VALET (Fr. valet; O. Fr. vaslet), a term now restricted in meaning to that of a gentleman’s personal servant. The origin of the word is debated. Du Cange (Glossarium, s. Valeti) explains it as the diminutive of vassallus, a vassal, the sons of vassalli being termed vasseleti (and so vasleti, valeti), on the analogy of domicelli (damoiseaux) for the sons of domini. This view is also taken by W. W. Skeat (Etym. Dict. s. “Varlet”); but Hatzfeld and Darmesteter (Dict. gén. de la langue française), dispute this derivation as phonetically impossible, preferring that from vassulittus from a hypothetical vassulus, diminutive of vassus, from which vassallus also is ultimately derived (see Vassal). Just as vassus was in Merovingian times the Gallo-Roman word for “servitor,” which the Franks borrowed to designate the domestic soldiers of their kings, so “valet” retained this, its sole surviving sense, throughout the middle ages. Yet the phrase “gentleman’s gentleman,” commonly used of the modern valet, is more historical than may at first sight appear. For valet, like esquire (écuyer), long signified the apprentice stage of knighthood, at first with a certain difference, the esquire being mounted, the valet unmounted, but afterwards with scarce a shade of distinction. Later, “valet” became the usual term for gentlemen who were not knights. In England it was not till the early years of the 14th century that valletus in this sense was superseded by armiger, and that “valet” (valete, vadlete, verlet, varlet[1]) began to be applied to the class of free men below the rank of esquire. In France the word valet, though in Saintonge and Poitou it survived till the close of the 14th century, had elsewhere—like damoiseau—much earlier been replaced generally by écuyer as the designation of an unknighted gentleman.

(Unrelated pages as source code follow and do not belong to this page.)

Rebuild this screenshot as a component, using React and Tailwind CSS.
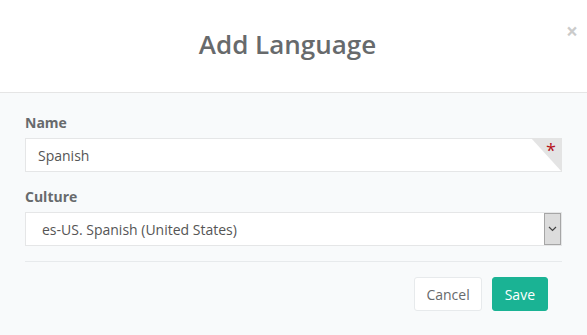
import React from "react";

export default function App() {
  return (
    <div
      className="w-[587px] h-[335px] overflow-hidden bg-[#f8fafb] text-[#676a6c]"
      style={{ fontFamily: '"Open Sans", "Liberation Sans", sans-serif' }}
    >
      <div className="relative h-[93px] bg-white border-b border-[#e5e5e5] flex items-center justify-center pr-[12px] pb-[3px]">
        <h4 className="text-[26px] leading-[29px] font-semibold text-[#676a6c] m-0">Add Language</h4>
        <button className="absolute right-[9px] top-[21px] text-[21px] font-bold leading-none text-black opacity-20">
          ×
        </button>
      </div>
      <div className="px-[25px] pt-[20px]">
        <div className="mb-[15px]">
          <label className="block text-[14px] leading-[20px] font-bold mb-[5px]">Name</label>
          <div className="relative h-[34px] bg-white border border-[#e5e6e7] flex items-center px-[12px] text-[14px] text-[#555]">
            Spanish
            <svg className="absolute right-[-1px] top-[-1px]" width="31" height="34" viewBox="0 0 31 34">
              <polygon points="0,0 31,0 31,34" fill="#e4e4e4" />
            </svg>
            <span className="absolute right-[5px] top-[1px] text-[18px] leading-[20px] text-[#b5121b]">*</span>
          </div>
        </div>
        <div>
          <label className="block text-[14px] leading-[20px] font-bold mb-[5px]">Culture</label>
          <div className="h-[34px] bg-white border border-[#e5e6e7] flex items-stretch text-[14px] text-[#555]">
            <div className="flex-1 flex items-center pl-[16px]">es-US. Spanish (United States)</div>
            <div className="w-[17px] bg-[#dcdcdc] border border-[#a6a6a6] flex items-center justify-center">
              <svg width="9" height="6" viewBox="0 0 9 6">
                <path d="M1 1 L4.5 4.5 L8 1" fill="none" stroke="#444" strokeWidth="1.2" />
              </svg>
            </div>
          </div>
        </div>
        <div className="mt-[15px] border-t border-[#e7eaec]" />
        <div className="flex justify-end gap-[10px] pt-[15px] pr-[14px]">
          <button className="h-[34px] px-[11px] bg-white border border-[#e7eaec] rounded-[3px] text-[14px] text-[#676a6c]">
            Cancel
          </button>
          <button className="h-[34px] px-[12px] bg-[#1ab394] border border-[#1ab394] rounded-[3px] text-[14px] text-white">
            Save
          </button>
        </div>
      </div>
    </div>
  );
}
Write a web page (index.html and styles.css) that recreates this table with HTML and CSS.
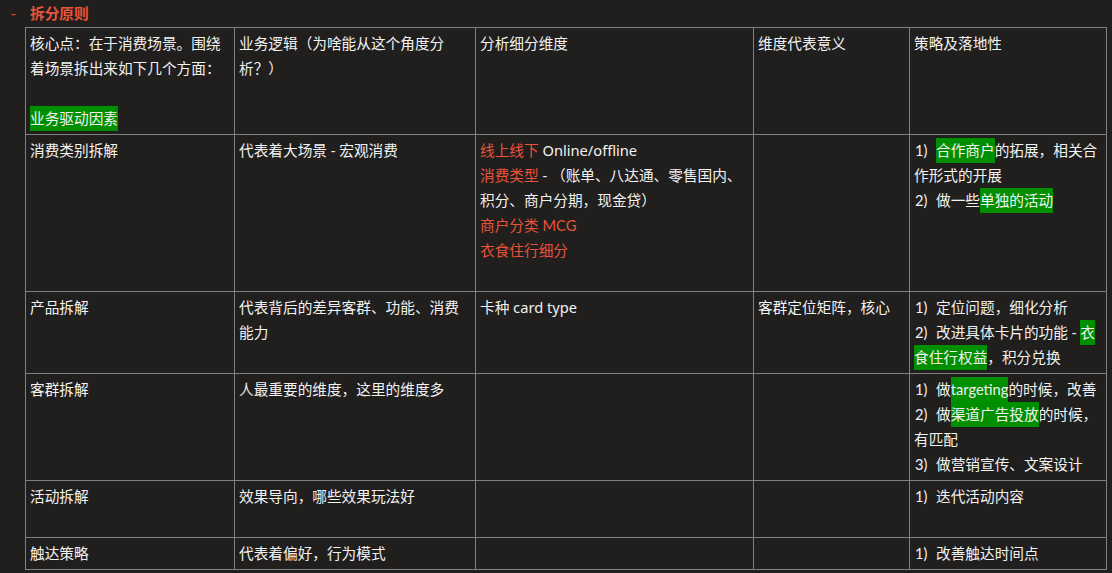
FILE: index.html
```html
<!DOCTYPE html>
<html lang="zh-CN">
<head>
<meta charset="utf-8">
<title>拆分原则</title>
<link rel="stylesheet" href="styles.css">
</head>
<body>
<div class="title"><span class="dash">-</span><span class="title-text">拆分原则</span></div>
<table class="grid">
  <colgroup>
    <col class="c1"><col class="c2"><col class="c3"><col class="c4"><col class="c5">
  </colgroup>
  <tr>
    <td>
      <div class="ln">核心点：在于消费场景。围绕着场景拆出来如下几个方面：</div>
      <div class="ln blank"></div>
      <div class="ln"><span class="hl">业务驱动因素</span></div>
    </td>
    <td><div class="ln">业务逻辑（为啥能从这个角度分析？）</div></td>
    <td><div class="ln">分析细分维度</div></td>
    <td><div class="ln">维度代表意义</div></td>
    <td><div class="ln">策略及落地性</div></td>
  </tr>
  <tr>
    <td><div class="ln">消费类别拆解</div></td>
    <td><div class="ln">代表着大场景 - 宏观消费</div></td>
    <td>
      <div class="ln"><span class="red">线上线下</span> Online/offline</div>
      <div class="ln"><span class="red">消费类型</span> - （账单、八达通、零售国内、<br>积分、商户分期，现金贷）</div>
      <div class="ln red">商户分类 <span class="lat">MCG</span></div>
      <div class="ln red">衣食住行细分</div>
      <div class="ln blank"></div>
    </td>
    <td></td>
    <td>
      <div class="ln"><span class="num">1)</span><span class="hl">合作商户</span>的拓展，相关合<br>作形式的开展</div>
      <div class="ln"><span class="num">2)</span>做一些<span class="hl">单独的活动</span></div>
    </td>
  </tr>
  <tr>
    <td><div class="ln">产品拆解</div></td>
    <td><div class="ln">代表背后的差异客群、功能、消费能力</div></td>
    <td><div class="ln">卡种 card type</div></td>
    <td><div class="ln">客群定位矩阵，核心</div></td>
    <td>
      <div class="ln"><span class="num">1)</span>定位问题，细化分析</div>
      <div class="ln"><span class="num">2)</span>改进具体卡片的功能 - <span class="hl">衣</span><br><span class="hl">食住行权益</span>，积分兑换</div>
    </td>
  </tr>
  <tr>
    <td><div class="ln">客群拆解</div></td>
    <td><div class="ln">人最重要的维度，这里的维度多</div></td>
    <td></td>
    <td></td>
    <td>
      <div class="ln"><span class="num">1)</span>做<span class="hl lat">targeting</span>的时候，改善</div>
      <div class="ln"><span class="num">2)</span>做<span class="hl">渠道广告投放</span>的时候，<br>有匹配</div>
      <div class="ln"><span class="num">3)</span>做营销宣传、文案设计</div>
    </td>
  </tr>
  <tr>
    <td><div class="ln">活动拆解</div></td>
    <td><div class="ln">效果导向，哪些效果玩法好</div></td>
    <td></td>
    <td></td>
    <td>
      <div class="ln"><span class="num">1)</span>迭代活动内容</div>
      <div class="ln blank"></div>
    </td>
  </tr>
  <tr>
    <td><div class="ln">触达策略</div></td>
    <td><div class="ln">代表着偏好，行为模式</div></td>
    <td></td>
    <td></td>
    <td><div class="ln"><span class="num">1)</span>改善触达时间点</div></td>
  </tr>
</table>
</body>
</html>
```

FILE: styles.css
```css
html, body {
  margin: 0;
  padding: 0;
  background: #201f1e;
}
body {
  color: #f2f2f2;
  font-family: "Noto Sans", "Noto Sans CJK SC", sans-serif;
  font-size: 14.67px;
  line-height: 25px;
}
.title {
  display: flex;
  padding: 1px 0 1px 0;
  height: 25px;
  color: #e8533a;
  font-weight: bold;
}
.dash {
  width: 19px;
  margin-left: 11px;
  font-weight: normal;
}
.grid {
  margin-left: 25px;
  border-collapse: collapse;
  table-layout: fixed;
  width: 1082px;
}
.c1 { width: 209px; }
.c2 { width: 241px; }
.c3 { width: 278px; }
.c4 { width: 156px; }
.c5 { width: 197px; }
.grid td {
  border: 1px solid #808080;
  padding: 3px 3px 3px 4px;
  vertical-align: top;
}
.ln {
  min-height: 25px;
}
.num {
  display: inline-block;
  width: 22px;
  padding-left: 1px;
  box-sizing: border-box;
  font-family: "Lato", sans-serif;
}
.red {
  color: #e8533a;
}
.hl {
  display: inline-block;
  background: #008f00;
  line-height: 25px;
  vertical-align: top;
}
.lat {
  font-family: "Lato", "Noto Sans CJK SC", sans-serif;
}
```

At the outset, “valet” had meant no more than “youth” or “boy.” Thus Wace in the Roman de Rou (III. v. 2903), speaking of William the Conqueror, says: Guillaume fu vadlet petiz (“William was a little boy”). The various developments of the word are closely parallel with those of some of its synonyms. Youth suggested both strength and service, the qualifications for nobility in a primitive society, where service in arms was the title to rank. Puer (boy) was early used, as a synonym for vassus, of the soldiers of the Frankish bodyguard (pueri ad ministerium); the Greek τέκνον (“child”) is etymologically related to O.H. Ger. degan, M.H. and Mod. Ger. degen, “warrior,” A.S. thegn, “thane”; “child” itself was applied in the 13th and 14th centuries to young men of gentle birth awaiting knighthood, as a title of dignity, and was perhaps a translation of valet (see Child), with which may be compared the Spanish infanzon and German junker. So, too, cniht (a “lad” or “servant”), becomes first a warrior and then develops into a title of dignity as “knight,” while in Germany the parallel word knecht remains as “servant.” But valet has also shared with other synonyms a downward development. Just as “knave” (cnafa) meant originally a boy (cf. Ger. knabe) or servant, and has come to mean a rogue, so valet in its English (15th century) form of “varlet” had decayed, before it became obsolete, from its meaning of “servant” to signify a “scoundrel” or “low fellow.”

See Du Cange, Glossarium (ed. Niort, 1887); A. Luchaire, Manuel des institutions françaises (Paris, 1892); P. Giulhiermoz, Essai sur l’origine de la noblesse en France au moyen âge (Paris, 1902); Note on the word “Valet” by Maurice Church, App. xix. to Sir R. Hennell’s Hist. of the Yeomen of the Guard (Westminster, 1904).  (W. A. P.) 


  1. The form valectus led to the spelling valect in transcribing from Latin documents.